# [SUPPLIED INFORMATION]
—————

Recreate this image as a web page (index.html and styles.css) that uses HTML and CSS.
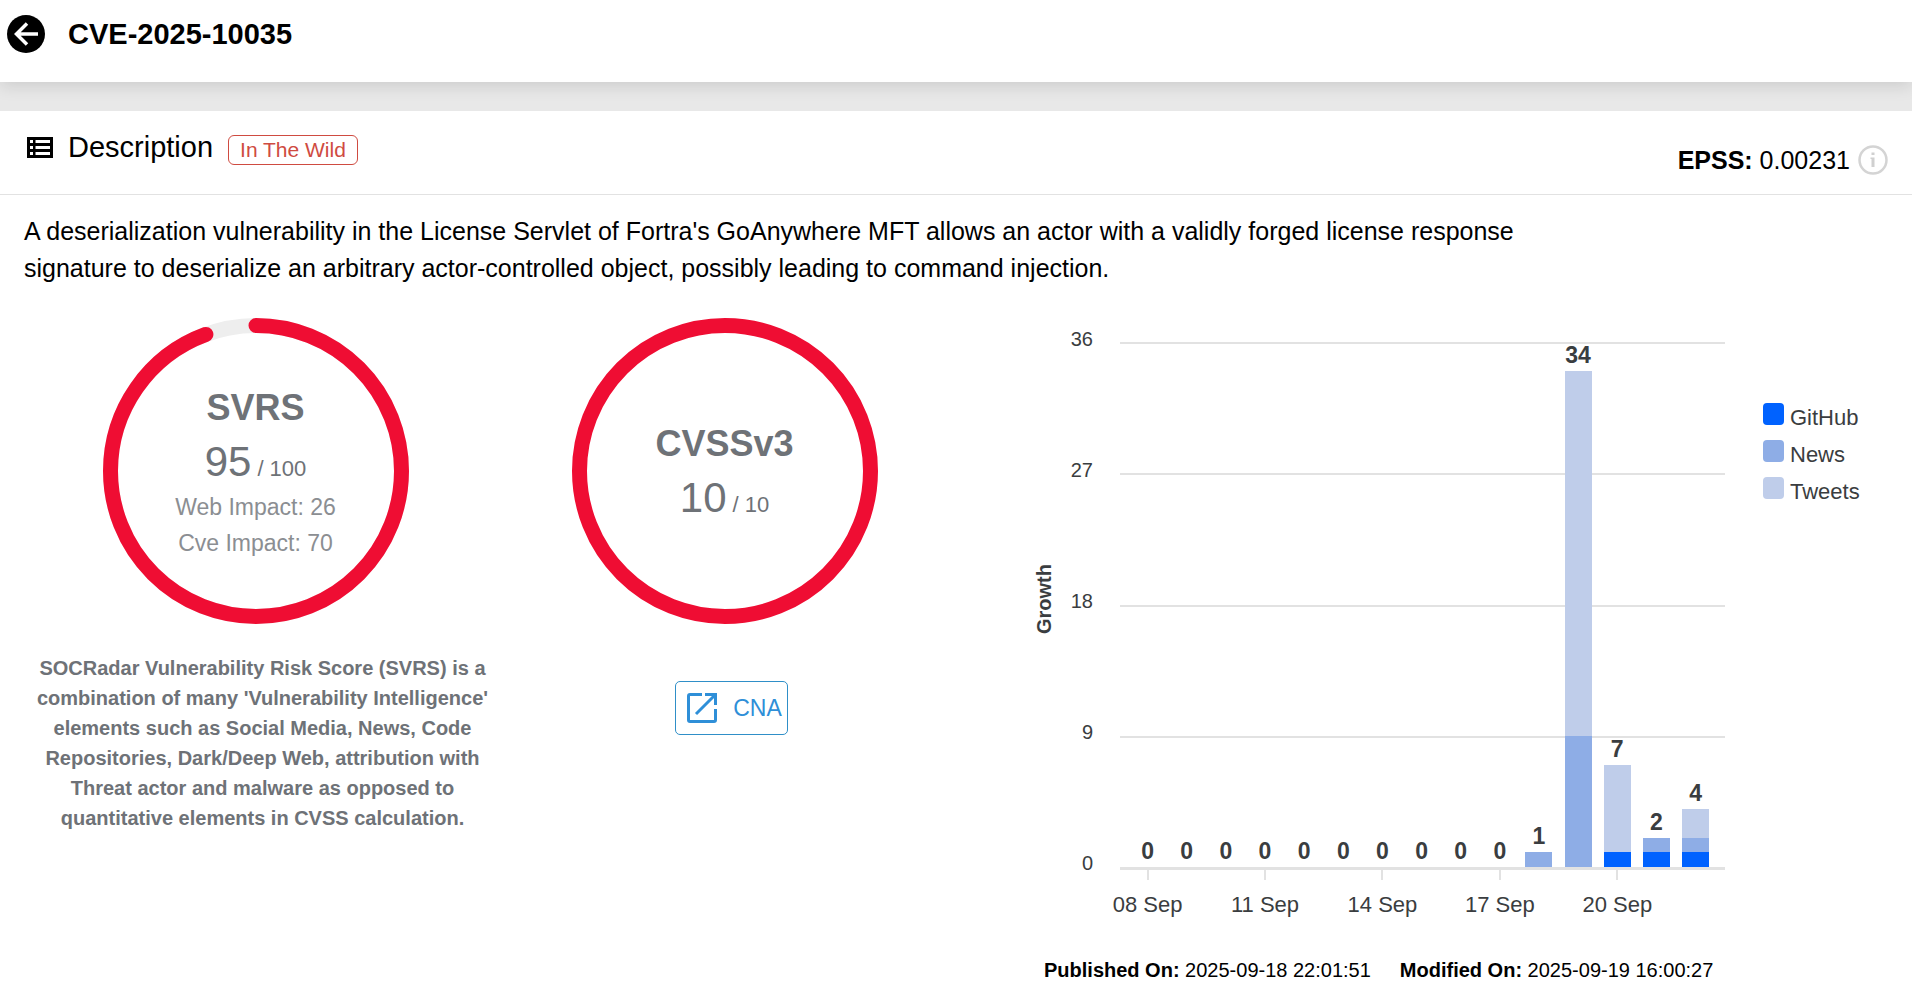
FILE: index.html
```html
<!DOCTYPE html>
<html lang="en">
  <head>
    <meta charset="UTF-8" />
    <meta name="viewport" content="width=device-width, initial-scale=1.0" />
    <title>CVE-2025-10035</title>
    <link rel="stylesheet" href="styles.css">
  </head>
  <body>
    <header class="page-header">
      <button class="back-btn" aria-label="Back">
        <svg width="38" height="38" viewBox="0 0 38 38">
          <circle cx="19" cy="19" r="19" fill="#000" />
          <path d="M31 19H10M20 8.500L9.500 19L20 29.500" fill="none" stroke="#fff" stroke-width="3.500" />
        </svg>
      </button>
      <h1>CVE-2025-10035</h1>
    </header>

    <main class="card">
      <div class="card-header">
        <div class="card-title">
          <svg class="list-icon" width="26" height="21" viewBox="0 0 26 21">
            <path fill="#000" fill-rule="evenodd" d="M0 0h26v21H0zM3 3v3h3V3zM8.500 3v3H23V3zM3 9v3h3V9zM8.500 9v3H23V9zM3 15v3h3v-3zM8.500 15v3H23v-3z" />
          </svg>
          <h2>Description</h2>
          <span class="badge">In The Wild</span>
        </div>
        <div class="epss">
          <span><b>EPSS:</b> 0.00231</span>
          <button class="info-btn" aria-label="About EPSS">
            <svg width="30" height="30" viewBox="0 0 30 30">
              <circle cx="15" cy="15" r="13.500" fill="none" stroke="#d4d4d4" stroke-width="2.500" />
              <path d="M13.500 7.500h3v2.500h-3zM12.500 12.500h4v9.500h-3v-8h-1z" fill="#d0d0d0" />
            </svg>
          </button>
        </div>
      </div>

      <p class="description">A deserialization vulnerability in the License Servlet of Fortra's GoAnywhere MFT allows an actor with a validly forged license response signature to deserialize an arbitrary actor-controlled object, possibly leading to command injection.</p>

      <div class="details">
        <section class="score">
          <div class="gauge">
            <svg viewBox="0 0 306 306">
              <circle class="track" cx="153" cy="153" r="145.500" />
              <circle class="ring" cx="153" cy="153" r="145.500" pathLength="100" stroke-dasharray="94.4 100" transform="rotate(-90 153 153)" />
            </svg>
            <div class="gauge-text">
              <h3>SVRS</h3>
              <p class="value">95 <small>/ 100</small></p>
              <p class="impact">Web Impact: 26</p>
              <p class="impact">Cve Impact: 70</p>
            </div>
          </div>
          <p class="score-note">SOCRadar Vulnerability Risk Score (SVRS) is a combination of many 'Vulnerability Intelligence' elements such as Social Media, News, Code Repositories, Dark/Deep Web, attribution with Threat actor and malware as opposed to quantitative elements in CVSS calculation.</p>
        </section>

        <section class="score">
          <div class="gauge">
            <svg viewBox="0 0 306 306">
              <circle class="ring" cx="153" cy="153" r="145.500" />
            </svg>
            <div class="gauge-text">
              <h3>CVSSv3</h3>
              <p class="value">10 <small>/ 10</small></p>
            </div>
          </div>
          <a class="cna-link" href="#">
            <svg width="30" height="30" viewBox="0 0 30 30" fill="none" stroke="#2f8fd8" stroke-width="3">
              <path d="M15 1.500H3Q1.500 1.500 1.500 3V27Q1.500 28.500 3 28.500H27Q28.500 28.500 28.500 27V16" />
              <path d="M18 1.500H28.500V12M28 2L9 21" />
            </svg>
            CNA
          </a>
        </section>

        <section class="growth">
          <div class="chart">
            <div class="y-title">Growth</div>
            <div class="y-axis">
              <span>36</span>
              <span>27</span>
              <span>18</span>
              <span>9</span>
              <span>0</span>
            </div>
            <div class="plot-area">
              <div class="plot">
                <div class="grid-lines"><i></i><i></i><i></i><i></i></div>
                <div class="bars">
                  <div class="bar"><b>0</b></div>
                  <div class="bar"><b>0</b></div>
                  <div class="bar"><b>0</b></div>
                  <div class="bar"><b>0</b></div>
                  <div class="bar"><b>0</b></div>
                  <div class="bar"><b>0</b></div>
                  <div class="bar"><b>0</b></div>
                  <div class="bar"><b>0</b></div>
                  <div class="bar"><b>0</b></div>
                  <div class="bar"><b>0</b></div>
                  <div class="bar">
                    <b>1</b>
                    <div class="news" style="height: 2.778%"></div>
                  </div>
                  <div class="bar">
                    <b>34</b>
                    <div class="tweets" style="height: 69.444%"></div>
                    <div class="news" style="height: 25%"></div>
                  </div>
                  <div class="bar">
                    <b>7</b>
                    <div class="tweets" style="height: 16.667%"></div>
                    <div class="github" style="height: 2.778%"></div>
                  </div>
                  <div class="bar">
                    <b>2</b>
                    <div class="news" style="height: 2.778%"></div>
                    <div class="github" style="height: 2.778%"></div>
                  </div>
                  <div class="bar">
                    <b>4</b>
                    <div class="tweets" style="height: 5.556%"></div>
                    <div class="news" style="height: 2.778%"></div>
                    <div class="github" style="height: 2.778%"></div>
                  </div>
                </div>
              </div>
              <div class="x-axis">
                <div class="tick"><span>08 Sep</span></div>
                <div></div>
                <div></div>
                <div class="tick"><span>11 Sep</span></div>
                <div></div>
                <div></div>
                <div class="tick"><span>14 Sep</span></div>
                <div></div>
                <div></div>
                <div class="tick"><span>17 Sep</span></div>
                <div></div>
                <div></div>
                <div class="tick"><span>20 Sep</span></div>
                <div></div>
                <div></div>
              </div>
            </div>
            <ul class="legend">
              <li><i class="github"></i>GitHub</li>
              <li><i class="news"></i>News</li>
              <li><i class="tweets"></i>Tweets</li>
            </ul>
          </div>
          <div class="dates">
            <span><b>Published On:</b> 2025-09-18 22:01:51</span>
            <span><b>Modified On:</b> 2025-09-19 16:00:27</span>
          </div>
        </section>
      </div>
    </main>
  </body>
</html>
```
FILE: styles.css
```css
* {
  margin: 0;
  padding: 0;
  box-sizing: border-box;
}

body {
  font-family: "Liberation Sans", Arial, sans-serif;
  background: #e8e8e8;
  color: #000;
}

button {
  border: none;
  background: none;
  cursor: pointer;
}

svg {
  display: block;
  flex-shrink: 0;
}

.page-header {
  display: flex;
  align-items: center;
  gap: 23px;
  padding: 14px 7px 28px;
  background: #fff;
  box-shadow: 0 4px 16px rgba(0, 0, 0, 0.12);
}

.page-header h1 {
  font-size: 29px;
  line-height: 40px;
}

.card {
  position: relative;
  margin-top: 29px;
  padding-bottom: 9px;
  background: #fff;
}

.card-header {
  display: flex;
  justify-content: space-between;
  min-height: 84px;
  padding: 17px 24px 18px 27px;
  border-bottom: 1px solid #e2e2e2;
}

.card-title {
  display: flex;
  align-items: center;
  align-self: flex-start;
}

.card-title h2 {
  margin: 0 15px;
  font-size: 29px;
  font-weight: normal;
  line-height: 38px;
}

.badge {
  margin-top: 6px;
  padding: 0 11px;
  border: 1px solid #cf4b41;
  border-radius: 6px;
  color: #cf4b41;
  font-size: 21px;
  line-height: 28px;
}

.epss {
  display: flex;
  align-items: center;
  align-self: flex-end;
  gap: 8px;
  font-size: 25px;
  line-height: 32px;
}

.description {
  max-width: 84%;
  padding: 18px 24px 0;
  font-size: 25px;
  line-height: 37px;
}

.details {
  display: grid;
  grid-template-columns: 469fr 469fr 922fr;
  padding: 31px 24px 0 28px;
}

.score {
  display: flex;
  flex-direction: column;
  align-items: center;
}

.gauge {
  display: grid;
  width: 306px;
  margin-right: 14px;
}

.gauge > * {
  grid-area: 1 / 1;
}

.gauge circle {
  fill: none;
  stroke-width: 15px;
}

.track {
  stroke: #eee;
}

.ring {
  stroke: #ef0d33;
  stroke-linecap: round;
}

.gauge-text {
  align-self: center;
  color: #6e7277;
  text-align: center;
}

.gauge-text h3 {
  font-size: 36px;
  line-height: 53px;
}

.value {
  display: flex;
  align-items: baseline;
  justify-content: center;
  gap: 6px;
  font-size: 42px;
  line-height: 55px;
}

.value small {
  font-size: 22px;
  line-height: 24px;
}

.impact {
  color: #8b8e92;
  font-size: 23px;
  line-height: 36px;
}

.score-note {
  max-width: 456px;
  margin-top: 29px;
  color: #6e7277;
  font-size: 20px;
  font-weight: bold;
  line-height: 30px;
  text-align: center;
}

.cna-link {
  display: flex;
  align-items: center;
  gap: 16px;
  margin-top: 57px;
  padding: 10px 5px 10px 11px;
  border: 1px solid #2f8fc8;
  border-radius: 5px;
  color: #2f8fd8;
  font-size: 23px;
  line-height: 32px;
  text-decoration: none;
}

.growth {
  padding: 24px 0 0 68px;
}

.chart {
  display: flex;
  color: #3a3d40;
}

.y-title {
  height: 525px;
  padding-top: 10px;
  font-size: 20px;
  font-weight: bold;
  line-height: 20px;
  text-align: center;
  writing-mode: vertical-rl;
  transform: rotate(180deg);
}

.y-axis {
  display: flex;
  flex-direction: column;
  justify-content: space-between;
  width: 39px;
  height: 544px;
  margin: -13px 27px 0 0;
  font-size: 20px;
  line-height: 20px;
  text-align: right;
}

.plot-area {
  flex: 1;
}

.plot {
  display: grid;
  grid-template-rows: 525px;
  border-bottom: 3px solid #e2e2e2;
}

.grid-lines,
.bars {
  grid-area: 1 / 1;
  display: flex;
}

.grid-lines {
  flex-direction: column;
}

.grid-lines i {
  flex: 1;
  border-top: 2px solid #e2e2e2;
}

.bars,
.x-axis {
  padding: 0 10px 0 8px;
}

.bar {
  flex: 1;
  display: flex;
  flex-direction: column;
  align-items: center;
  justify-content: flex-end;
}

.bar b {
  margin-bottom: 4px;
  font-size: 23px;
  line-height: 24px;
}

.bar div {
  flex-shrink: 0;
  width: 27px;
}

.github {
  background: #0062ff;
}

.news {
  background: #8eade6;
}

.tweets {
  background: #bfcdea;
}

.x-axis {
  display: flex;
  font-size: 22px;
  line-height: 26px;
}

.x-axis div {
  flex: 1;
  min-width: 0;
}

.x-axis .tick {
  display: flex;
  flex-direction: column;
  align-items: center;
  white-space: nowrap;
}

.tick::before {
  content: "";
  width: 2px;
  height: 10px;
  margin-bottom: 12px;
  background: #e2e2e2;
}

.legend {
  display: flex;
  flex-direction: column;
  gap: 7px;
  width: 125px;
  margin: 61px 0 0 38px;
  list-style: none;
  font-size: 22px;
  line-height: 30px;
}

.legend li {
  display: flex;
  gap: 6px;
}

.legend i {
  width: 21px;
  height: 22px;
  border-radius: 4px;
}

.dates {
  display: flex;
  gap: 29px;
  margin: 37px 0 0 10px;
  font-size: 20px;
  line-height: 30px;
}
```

—————

# [WHAT IS ASKED]
Return every line above in which the string "index" occurs.

# [EXERCISE RESPONSE]
Recreate this image as a web page (index.html and styles.css) that uses HTML and CSS.
FILE: index.html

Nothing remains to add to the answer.